THE PROBLEM>
Retype the data exactly, from its first line to the line containing "const sortDown = (fill: string)", including both, and skip any picture.

▬▬▬

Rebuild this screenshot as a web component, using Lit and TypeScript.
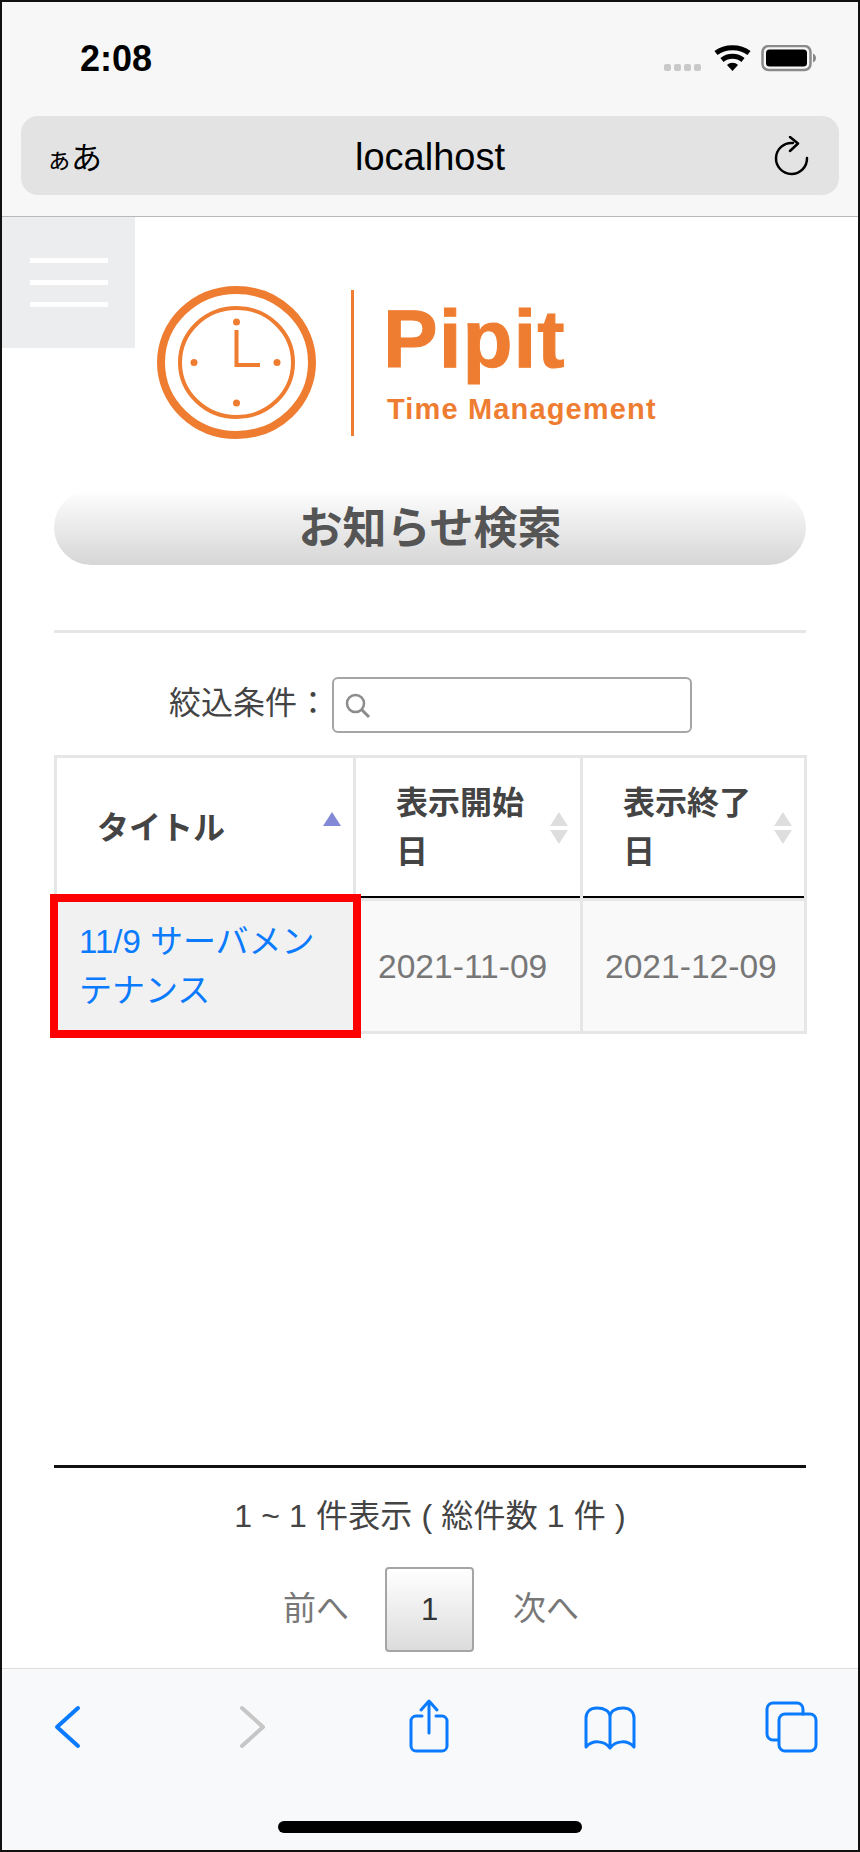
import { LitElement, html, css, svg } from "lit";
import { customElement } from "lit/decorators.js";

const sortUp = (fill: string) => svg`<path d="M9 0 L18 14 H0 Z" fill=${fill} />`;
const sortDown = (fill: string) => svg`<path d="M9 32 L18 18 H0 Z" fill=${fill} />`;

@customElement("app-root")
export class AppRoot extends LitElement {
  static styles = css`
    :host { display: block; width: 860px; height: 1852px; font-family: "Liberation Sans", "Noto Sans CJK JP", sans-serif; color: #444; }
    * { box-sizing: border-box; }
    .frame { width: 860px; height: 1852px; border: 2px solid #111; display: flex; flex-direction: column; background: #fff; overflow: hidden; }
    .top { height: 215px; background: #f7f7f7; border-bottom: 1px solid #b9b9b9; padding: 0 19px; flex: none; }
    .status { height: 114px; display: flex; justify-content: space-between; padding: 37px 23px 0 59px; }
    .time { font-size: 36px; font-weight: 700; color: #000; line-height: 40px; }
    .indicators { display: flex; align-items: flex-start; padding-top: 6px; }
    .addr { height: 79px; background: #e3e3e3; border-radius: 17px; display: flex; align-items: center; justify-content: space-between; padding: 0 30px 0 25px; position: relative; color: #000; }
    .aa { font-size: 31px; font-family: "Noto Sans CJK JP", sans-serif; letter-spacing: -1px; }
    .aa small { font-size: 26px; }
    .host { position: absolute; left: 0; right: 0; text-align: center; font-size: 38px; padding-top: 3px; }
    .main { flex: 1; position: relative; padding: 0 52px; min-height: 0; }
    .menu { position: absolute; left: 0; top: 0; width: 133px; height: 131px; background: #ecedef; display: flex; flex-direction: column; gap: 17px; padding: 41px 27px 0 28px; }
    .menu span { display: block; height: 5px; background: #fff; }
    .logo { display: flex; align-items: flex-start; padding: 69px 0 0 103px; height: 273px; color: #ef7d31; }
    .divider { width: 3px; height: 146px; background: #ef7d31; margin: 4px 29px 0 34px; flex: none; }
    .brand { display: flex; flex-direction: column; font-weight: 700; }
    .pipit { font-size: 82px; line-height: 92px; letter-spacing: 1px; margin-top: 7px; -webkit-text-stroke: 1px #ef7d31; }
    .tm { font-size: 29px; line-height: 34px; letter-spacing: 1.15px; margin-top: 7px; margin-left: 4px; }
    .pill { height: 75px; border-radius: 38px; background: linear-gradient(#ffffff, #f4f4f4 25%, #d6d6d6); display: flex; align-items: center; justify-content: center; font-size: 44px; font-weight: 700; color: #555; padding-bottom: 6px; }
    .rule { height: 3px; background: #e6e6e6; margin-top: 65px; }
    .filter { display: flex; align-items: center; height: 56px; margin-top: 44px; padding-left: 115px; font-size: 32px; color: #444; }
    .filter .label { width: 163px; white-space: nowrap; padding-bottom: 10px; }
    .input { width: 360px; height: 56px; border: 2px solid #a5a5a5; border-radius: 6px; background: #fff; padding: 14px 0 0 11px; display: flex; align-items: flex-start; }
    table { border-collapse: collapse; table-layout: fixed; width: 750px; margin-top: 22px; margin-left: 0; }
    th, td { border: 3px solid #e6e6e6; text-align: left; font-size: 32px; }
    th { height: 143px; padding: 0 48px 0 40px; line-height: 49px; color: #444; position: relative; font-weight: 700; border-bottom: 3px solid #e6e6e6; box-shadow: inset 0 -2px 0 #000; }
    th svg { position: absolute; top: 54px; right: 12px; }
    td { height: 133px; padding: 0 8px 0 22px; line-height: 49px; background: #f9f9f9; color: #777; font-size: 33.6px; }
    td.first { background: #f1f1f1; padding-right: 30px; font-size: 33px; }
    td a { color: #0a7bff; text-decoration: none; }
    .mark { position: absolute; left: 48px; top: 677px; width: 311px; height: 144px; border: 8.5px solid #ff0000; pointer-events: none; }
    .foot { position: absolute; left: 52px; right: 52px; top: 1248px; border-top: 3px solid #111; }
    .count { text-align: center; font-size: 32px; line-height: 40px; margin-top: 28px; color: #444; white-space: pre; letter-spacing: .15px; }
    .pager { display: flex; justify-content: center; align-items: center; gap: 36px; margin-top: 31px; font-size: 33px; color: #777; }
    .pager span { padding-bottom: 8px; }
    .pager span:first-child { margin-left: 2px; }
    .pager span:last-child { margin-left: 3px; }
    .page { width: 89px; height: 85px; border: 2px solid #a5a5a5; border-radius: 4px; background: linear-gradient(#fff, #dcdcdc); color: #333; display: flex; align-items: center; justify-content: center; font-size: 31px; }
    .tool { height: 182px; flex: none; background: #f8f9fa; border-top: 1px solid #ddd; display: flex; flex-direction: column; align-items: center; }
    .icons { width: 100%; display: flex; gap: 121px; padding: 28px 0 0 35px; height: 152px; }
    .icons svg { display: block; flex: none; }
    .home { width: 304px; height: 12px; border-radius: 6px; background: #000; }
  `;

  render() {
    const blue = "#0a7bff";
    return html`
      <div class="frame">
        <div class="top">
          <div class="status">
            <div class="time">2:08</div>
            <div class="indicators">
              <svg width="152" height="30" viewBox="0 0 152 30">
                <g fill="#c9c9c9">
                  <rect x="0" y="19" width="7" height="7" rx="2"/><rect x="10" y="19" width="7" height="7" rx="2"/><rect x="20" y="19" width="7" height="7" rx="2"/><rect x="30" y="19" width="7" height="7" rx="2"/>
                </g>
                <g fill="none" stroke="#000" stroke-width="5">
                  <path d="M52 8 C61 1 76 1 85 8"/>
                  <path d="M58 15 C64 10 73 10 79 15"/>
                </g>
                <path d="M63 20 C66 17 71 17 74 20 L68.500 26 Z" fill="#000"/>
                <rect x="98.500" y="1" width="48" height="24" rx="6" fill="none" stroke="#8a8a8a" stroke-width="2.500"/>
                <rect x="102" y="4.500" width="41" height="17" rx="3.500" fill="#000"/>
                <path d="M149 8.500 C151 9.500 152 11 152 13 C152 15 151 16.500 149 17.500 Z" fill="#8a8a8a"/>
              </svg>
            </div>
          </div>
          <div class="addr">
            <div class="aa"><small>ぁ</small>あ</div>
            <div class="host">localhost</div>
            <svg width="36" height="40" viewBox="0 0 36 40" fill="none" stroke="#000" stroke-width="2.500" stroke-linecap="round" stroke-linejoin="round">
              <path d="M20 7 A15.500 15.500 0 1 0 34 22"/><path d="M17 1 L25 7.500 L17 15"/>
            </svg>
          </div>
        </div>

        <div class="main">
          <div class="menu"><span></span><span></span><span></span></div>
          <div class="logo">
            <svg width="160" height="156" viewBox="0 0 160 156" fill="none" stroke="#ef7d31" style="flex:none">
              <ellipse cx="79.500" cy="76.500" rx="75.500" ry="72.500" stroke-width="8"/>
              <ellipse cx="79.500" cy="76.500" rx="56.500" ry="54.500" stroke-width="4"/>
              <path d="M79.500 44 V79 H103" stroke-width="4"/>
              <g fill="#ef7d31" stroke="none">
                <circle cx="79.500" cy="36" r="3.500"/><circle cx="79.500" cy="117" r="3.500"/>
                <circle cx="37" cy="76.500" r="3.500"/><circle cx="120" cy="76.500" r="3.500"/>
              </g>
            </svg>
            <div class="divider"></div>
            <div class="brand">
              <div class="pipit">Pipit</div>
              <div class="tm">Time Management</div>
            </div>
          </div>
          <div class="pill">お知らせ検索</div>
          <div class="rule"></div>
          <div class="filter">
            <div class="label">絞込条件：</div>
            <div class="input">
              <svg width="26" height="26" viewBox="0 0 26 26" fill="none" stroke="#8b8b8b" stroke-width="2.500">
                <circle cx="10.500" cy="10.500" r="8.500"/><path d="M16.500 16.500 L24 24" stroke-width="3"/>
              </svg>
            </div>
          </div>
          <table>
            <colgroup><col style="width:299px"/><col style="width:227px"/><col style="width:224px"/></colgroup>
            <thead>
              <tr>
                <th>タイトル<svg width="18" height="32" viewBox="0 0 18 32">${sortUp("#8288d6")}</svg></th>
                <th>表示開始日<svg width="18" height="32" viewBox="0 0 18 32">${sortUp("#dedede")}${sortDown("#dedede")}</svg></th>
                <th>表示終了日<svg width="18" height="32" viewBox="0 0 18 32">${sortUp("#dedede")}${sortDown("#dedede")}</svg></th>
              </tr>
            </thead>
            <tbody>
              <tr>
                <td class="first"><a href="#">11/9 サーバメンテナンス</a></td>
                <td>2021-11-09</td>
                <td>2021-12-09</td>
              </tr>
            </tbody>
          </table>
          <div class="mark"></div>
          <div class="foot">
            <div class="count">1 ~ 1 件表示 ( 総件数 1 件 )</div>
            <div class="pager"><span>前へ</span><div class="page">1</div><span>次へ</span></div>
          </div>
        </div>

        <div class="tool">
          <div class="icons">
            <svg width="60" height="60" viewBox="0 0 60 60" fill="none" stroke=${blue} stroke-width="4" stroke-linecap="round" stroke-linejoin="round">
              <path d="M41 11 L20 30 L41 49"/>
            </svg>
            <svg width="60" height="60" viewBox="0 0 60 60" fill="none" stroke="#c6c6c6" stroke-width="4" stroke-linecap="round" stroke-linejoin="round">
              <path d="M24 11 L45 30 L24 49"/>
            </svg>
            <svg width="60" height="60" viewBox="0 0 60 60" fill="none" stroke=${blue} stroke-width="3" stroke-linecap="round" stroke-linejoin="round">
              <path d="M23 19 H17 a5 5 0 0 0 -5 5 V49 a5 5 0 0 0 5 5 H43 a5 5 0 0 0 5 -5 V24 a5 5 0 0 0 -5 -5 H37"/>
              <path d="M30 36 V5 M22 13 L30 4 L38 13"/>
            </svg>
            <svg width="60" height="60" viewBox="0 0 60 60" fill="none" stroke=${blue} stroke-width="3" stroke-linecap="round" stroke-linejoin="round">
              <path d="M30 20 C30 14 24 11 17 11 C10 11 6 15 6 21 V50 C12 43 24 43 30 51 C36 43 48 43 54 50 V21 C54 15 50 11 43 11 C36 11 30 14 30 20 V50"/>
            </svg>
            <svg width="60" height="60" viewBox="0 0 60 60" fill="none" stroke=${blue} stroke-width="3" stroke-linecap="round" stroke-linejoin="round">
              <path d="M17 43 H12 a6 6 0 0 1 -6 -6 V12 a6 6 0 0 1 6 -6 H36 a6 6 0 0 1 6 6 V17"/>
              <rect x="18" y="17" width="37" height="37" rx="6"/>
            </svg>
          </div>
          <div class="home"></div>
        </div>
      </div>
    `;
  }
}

▬▬▬

SOLUTION TO THE EXERCISE>
Rebuild this screenshot as a web component, using Lit and TypeScript.
import { LitElement, html, css, svg } from "lit";
import { customElement } from "lit/decorators.js";

const sortUp = (fill: string) => svg`<path d="M9 0 L18 14 H0 Z" fill=${fill} />`;
const sortDown = (fill: string) => svg`<path d="M9 32 L18 18 H0 Z" fill=${fill} />`;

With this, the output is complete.